Greene’s office did not immediately return a request for comment from NBC News.

Greene first came under scrutiny last week following a CNN review of her Facebook page, which showed that she had liked posts in recent years calling for violence against prominent Democrats while promoting extremist conspiracy theories. She was also criticized for a video she posted to YouTube last year in which she harassed Parkland survivor David Hogg, who is now a prominent gun control activist. Greene has also in the past expressed support for the QAnon conspiracy.

Republicans politicians on Sunday were pressed about how the party should respond to Greene, who is now facing calls for expulsion from Congress or removal from the committees she serves on.

“The people of her district elected her and that should mean a lot,” Arkansas Gov. Asa Hutchinson, a Republican, told ABC’s “This Week.” “They elected her and she’s going to run for reelection and she’ll be accountable for what she said and her actions.”

Asked about Greene liking comments on Facebook ahead of her congressional run expressing support for the execution of House Speaker Nancy Pelosi, D-Calif., as CNN reported, Hutchinson said: “I’m not going to answer that question as to whether she’s fit to serve because she believes in something that everybody else does not accept.”

“I reject that,” he said. “But she’s going to stand for reelection. I don’t think we ought to punish people from a disciplinary standpoint or party standpoint because they think something a little bit different.”

“I would not vote for her,” he later added.

Greene has not backed down, announcing Saturday that former President Donald Trump called her recently to express his support. House Minority Leader Kevin McCarthy, R-Calif., will meet with Greene later this week, a senior GOP aide told NBC News.

“I’d certainly vote her off committee,” Rep. Adam Kinzinger, R-Ill., told NBC’s “Meet the Press” on Sunday. “In terms of eviction, I’m not sure … I think a district has every right to put who they want there. But we have every right to take a stand and say you don’t get a committee, and we definitely need to do that.”

In an interview with CNN’s “State of the Union,” Sen. Rob Portman, R-Ohio, said, “Republican leaders ought to stand up and say it is totally unacceptable what she has said.”

“I saw a couple videos over the weekend,” he said. “And one had to do with violence, as I see it.
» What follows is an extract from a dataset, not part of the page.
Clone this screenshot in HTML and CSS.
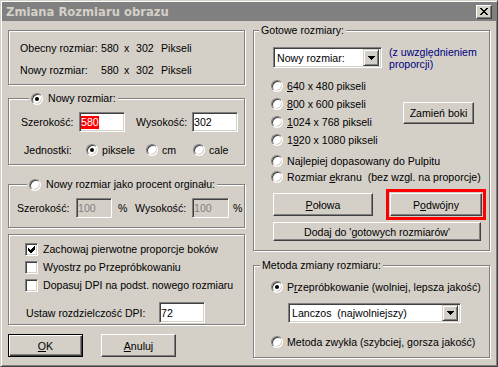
FILE: index.html
```html
<!DOCTYPE html>
<html lang="pl">
<head>
  <meta charset="UTF-8" />
  <meta name="viewport" content="width=device-width, initial-scale=1" />
  <title>Zmiana Rozmiaru obrazu</title>
  <link rel="stylesheet" href="styles.css">
</head>
<body>
  <div class="window">
    <div class="titlebar">
      <span class="title">Zmiana Rozmiaru obrazu</span>
      <button class="close" aria-label="Zamknij">
        <svg width="8" height="7" viewBox="0 0 8 7" shape-rendering="crispEdges"><path d="M0 0h2v1H0zM6 0h2v1H6zM1 1h2v1H1zM5 1h2v1H5zM2 2h4v1H2zM3 3h2v1H3zM2 4h4v1H2zM1 5h2v1H1zM5 5h2v1H5zM0 6h2v1H0zM6 6h2v1H6z" fill="#000"/></svg>
      </button>
    </div>

    <div class="dialog">
      <!-- left column -->
      <div class="col">
        <fieldset class="group info">
          <div class="info-grid">
            <span>Obecny rozmiar:</span><span>580</span><span>x</span><span>302</span><span>Pikseli</span>
            <span>Nowy rozmiar:</span><span>580</span><span>x</span><span>302</span><span>Pikseli</span>
          </div>
        </fieldset>

        <fieldset class="group new-size">
          <legend class="legend-new"><span class="radio checked"></span>Nowy rozmiar:</legend>
          <div class="row">
            <span class="lbl w58">Szerokość:</span>
            <span class="field w46"><span class="sel">580</span></span>
            <span class="lbl w56 ml11">Wysokość:</span>
            <span class="field w46">302</span>
          </div>
          <div class="row units">
            <span class="lbl w62">Jednostki:</span>
            <span class="opt w60"><span class="radio checked"></span>piksele</span>
            <span class="opt w47"><span class="radio"></span>cm</span>
            <span class="opt"><span class="radio"></span>cale</span>
          </div>
        </fieldset>

        <fieldset class="group percent">
          <legend class="legend-pct"><span class="radio"></span>Nowy rozmiar jako procent orginału:</legend>
          <div class="row">
            <span class="lbl w59">Szerokość:</span>
            <span class="field disabled w36">100</span>
            <span class="lbl pct">%</span>
            <span class="lbl w57">Wysokość:</span>
            <span class="field disabled w37">100</span>
            <span class="lbl pct2">%</span>
          </div>
        </fieldset>

        <fieldset class="group options">
          <div class="opt crow"><span class="check"><svg width="7" height="7" viewBox="0 0 7 7" shape-rendering="crispEdges"><path d="M0 2v3l2 2h1l4-4V0H6L2 4z" fill="#000"/></svg></span>Zachowaj pierwotne proporcje boków</div>
          <div class="opt crow"><span class="check"></span>Wyostrz po Przepróbkowaniu</div>
          <div class="opt crow"><span class="check"></span>Dopasuj DPI na podst. nowego rozmiaru</div>
          <div class="row dpi">
            <span class="lbl w133">Ustaw rozdzielczość DPI:</span>
            <span class="field w46">72</span>
          </div>
        </fieldset>

        <div class="actions">
          <button class="btn default"><u>O</u>K</button>
          <button class="btn"><u>A</u>nuluj</button>
        </div>
      </div>

      <!-- right column -->
      <div class="col">
        <fieldset class="group presets">
          <legend class="legend-plain">Gotowe rozmiary:</legend>
          <div class="presets-body">
            <div class="combo-row">
              <div class="combo w109">
                <span>Nowy rozmiar:</span>
                <span class="arrow"><svg width="7" height="4" viewBox="0 0 7 4" shape-rendering="crispEdges"><path d="M0 0h7v1H0zM1 1h5v1H1zM2 2h3v1H2zM3 3h1v1H3z" fill="#000"/></svg></span>
              </div>
              <div class="hint">(z uwzględnieniem<br>proporcji)</div>
            </div>

            <div class="size-block">
              <div class="size-list">
                <div class="opt srow"><span class="radio"></span><span><u>6</u>40 x 480 pikseli</span></div>
                <div class="opt srow"><span class="radio"></span><span><u>8</u>00 x 600 pikseli</span></div>
                <div class="opt srow"><span class="radio"></span><span><u>1</u>024 x 768 pikseli</span></div>
                <div class="opt srow"><span class="radio"></span><span>1<u>9</u>20 x 1080 pikseli</span></div>
              </div>
              <button class="btn swap">Zamień boki</button>
            </div>

            <div class="fit-list">
              <div class="opt frow"><span class="radio"></span>Najlepiej dopasowany do Pulpitu</div>
              <div class="opt frow"><span class="radio"></span><span>Rozmiar <u>e</u>kranu&nbsp; (bez wzgl. na proporcje)</span></div>
            </div>

            <div class="half-row">
              <button class="btn half"><u>P</u>ołowa</button>
              <button class="btn double marked">P<u>o</u>dwójny</button>
            </div>
            <button class="btn add">Dodaj do 'gotowych rozmiarów'</button>
          </div>
        </fieldset>

        <fieldset class="group method">
          <legend class="legend-plain method-legend">Metoda zmiany rozmiaru:</legend>
          <div class="method-body">
            <div class="opt frow"><span class="radio checked"></span><span>P<u>r</u>zepróbkowanie (wolniej, lepsza jakość)</span></div>
            <div class="combo w173 filter">
              <span>Lanczos&nbsp; (najwolniejszy)</span>
              <span class="arrow"><svg width="7" height="4" viewBox="0 0 7 4" shape-rendering="crispEdges"><path d="M0 0h7v1H0zM1 1h5v1H1zM2 2h3v1H2zM3 3h1v1H3z" fill="#000"/></svg></span>
            </div>
            <div class="opt frow plain"><span class="radio"></span>Metoda zwykła (szybciej, gorsza jakość)</div>
          </div>
        </fieldset>
      </div>
    </div>
  </div>
</body>
</html>
```

FILE: styles.css
```css
body {
  margin: 0;
  background: #d4d0c8;
  font-family: "Liberation Sans", Arial, sans-serif;
  font-size: 10.6px;
  color: #000;
}
button {
  font: inherit;
  color: #000;
  padding: 0;
  cursor: default;
}

/* window frame */
.window {
  width: 498px;
  height: 367px;
  box-sizing: border-box;
  padding: 1px;
  border: 1px solid;
  border-color: #d4d0c8 #404040 #404040 #d4d0c8;
  box-shadow: inset 1px 1px #fff, inset -1px -1px #808080;
  background: #d4d0c8;
}
.titlebar {
  height: 19px;
  background: #808080;
  display: flex;
  align-items: center;
  padding-left: 4px;
}
.title {
  font-family: "DejaVu Sans", Verdana, sans-serif;
  font-weight: bold;
  font-size: 11.6px;
  color: #d4d0c8;
}
.close {
  margin-left: auto;
  margin-right: 4px;
  width: 16px;
  height: 14px;
  box-sizing: border-box;
  background: #d4d0c8;
  border: 1px solid;
  border-color: #fff #404040 #404040 #fff;
  box-shadow: inset -1px -1px #808080;
  display: flex;
  align-items: center;
  justify-content: center;
}
.close svg {
  display: block;
}

.dialog {
  display: flex;
  gap: 8px;
  padding-left: 6px;
}
.col {
  width: 237px;
  display: flex;
  flex-direction: column;
}

/* etched group box */
.group {
  margin: 0;
  padding: 0;
  min-width: 0;
  border: 1px solid #808080;
  box-shadow: inset 1px 1px #fff, 1px 1px #fff;
}
.group legend {
  display: flex;
  align-items: center;
  gap: 5px;
  height: 13px;
  line-height: 13px;
  padding: 0 2px;
  background: #d4d0c8;
}
.legend-new { margin-left: 8px; }
.legend-pct { margin-left: 10px; }
.legend-plain { margin-left: 5px; }
.method-legend { margin-left: 6px; }

.info {
  margin-top: 9px;
  padding: 6px 0 3px 11px;
}
.info-grid {
  display: grid;
  grid-template-columns: 81px 23px 12px 25px auto;
  grid-auto-rows: 22px;
  align-items: center;
}

.new-size {
  margin-top: 7px;
  padding: 6px 0 3px 12px;
}
.new-size .units {
  margin-top: 6px;
  padding-left: 3px;
}
.percent {
  margin-top: 13px;
  padding: 6px 0 8px 8px;
}
.options {
  margin-top: 6px;
  padding: 5px 0 1px 16px;
}

.row {
  display: flex;
  align-items: center;
  height: 22px;
}
.lbl { flex: none; }
.w58 { width: 58px; }
.w56 { width: 56px; }
.w57 { width: 57px; }
.w59 { width: 59px; }
.w62 { width: 62px; }
.w133 { width: 133px; }
.ml11 { margin-left: 11px; }
.pct { width: 17px; margin-left: 6px; }
.pct2 { margin-left: 4px; }

/* sunken edit field */
.field {
  box-sizing: border-box;
  height: 20px;
  background: #fff;
  border: 1px solid;
  border-color: #808080 #fff #fff #808080;
  box-shadow: inset 1px 1px #404040, inset -1px -1px #d4d0c8;
  padding-left: 1px;
  display: flex;
  align-items: center;
  flex: none;
}
.field.disabled {
  background: #d4d0c8;
  color: #808080;
}
.w46 { width: 46px; }
.w36 { width: 36px; }
.w37 { width: 37px; }
.sel {
  background: #f00;
  color: #fff;
  line-height: 13px;
}

/* radio and check */
.opt {
  display: flex;
  align-items: center;
  gap: 4px;
  flex: none;
}
.w60 { width: 60px; }
.w47 { width: 47px; }
.radio {
  position: relative;
  flex: none;
  width: 12px;
  height: 12px;
  box-sizing: border-box;
  border-radius: 50%;
  background: #fff;
  border: 1px solid;
  border-color: #808080 #fff #fff #808080;
  box-shadow: inset 1px 1px #404040, inset -1px -1px #d4d0c8;
}
.radio.checked::after {
  content: "";
  position: absolute;
  left: 3px;
  top: 3px;
  width: 4px;
  height: 4px;
  border-radius: 50%;
  background: #000;
}
.check {
  flex: none;
  width: 13px;
  height: 13px;
  box-sizing: border-box;
  background: #fff;
  border: 1px solid;
  border-color: #808080 #fff #fff #808080;
  box-shadow: inset 1px 1px #404040, inset -1px -1px #d4d0c8;
  padding: 2px;
}
.check svg { display: block; }
.crow {
  height: 18px;
  gap: 5px;
}
.dpi {
  margin-top: 8px;
  height: 21px;
  padding-left: 1px;
}
.dpi .field { height: 21px; }

/* raised buttons */
.btn {
  box-sizing: border-box;
  background: #d4d0c8;
  border: 1px solid;
  border-color: #fff #404040 #404040 #fff;
  box-shadow: inset -1px -1px #808080;
  display: flex;
  align-items: center;
  justify-content: center;
}
.btn.default {
  border-color: #000;
  box-shadow: inset 1px 1px #fff, inset -1px -1px #404040, inset -2px -2px #808080;
}
.actions {
  display: flex;
  gap: 18px;
  margin-top: 9px;
}
.actions .btn {
  width: 75px;
  height: 23px;
}

/* right column */
.presets {
  margin-top: 3px;
}
.presets-body {
  padding: 9px 0 9px 17px;
}
.combo-row {
  display: flex;
  align-items: flex-start;
  gap: 7px;
}
.combo {
  box-sizing: border-box;
  height: 21px;
  background: #fff;
  border: 1px solid;
  border-color: #808080 #fff #fff #808080;
  box-shadow: inset 1px 1px #404040, inset -1px -1px #d4d0c8;
  display: flex;
  align-items: center;
  padding: 2px 2px 2px 3px;
  flex: none;
}
.combo .arrow {
  margin-left: auto;
  width: 16px;
  height: 17px;
  box-sizing: border-box;
  background: #d4d0c8;
  border: 1px solid;
  border-color: #d4d0c8 #404040 #404040 #d4d0c8;
  box-shadow: inset 1px 1px #fff, inset -1px -1px #808080;
  display: flex;
  align-items: center;
  justify-content: center;
}
.combo .arrow svg { display: block; }
.combo-row .combo {
  margin: 1px 0 0 2px;
}
.w109 { width: 109px; }
.w173 { width: 173px; }
.hint {
  color: #000080;
  line-height: 12px;
}

.size-block {
  display: flex;
  align-items: center;
  margin-top: 7px;
}
.size-list {
  width: 132px;
}
.srow { height: 18px; }
.swap {
  width: 71px;
  height: 22px;
}
.fit-list {
  margin-top: 4px;
}
.frow { height: 16px; }

.half-row {
  display: flex;
  gap: 17px;
  margin: 8px 0 0 2px;
}
.half {
  width: 100px;
  height: 23px;
}
.double {
  width: 92px;
  height: 23px;
}
.marked {
  outline: 3px solid #f00;
  outline-offset: 1px;
}
.add {
  width: 208px;
  height: 19px;
  margin: 6px 0 0 2px;
}

.method {
  margin-top: 8px;
}
.method-body {
  padding: 7px 0 7px 17px;
}
.filter {
  margin: 8px 0 0 17px;
  height: 20px;
}
.filter .arrow { height: 16px; }
.method .plain {
  margin-top: 11px;
}
```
And there is no place for violence in our political dialogue. By the way, there is no place for violence in our country. I mean, this is something that we have got to get away from. So, yes, I think people ought to speak out clearly.”

He said he “wouldn’t be surprised” to see her lose her committee assignment to the House Education and Labor Committee.

“And, you know, I think that is the way to send a message,” he said. “The voters who elected her in her district in Georgia ought to be respected. On the other hand, when that kind of behavior occurs, there has to be a strong response.”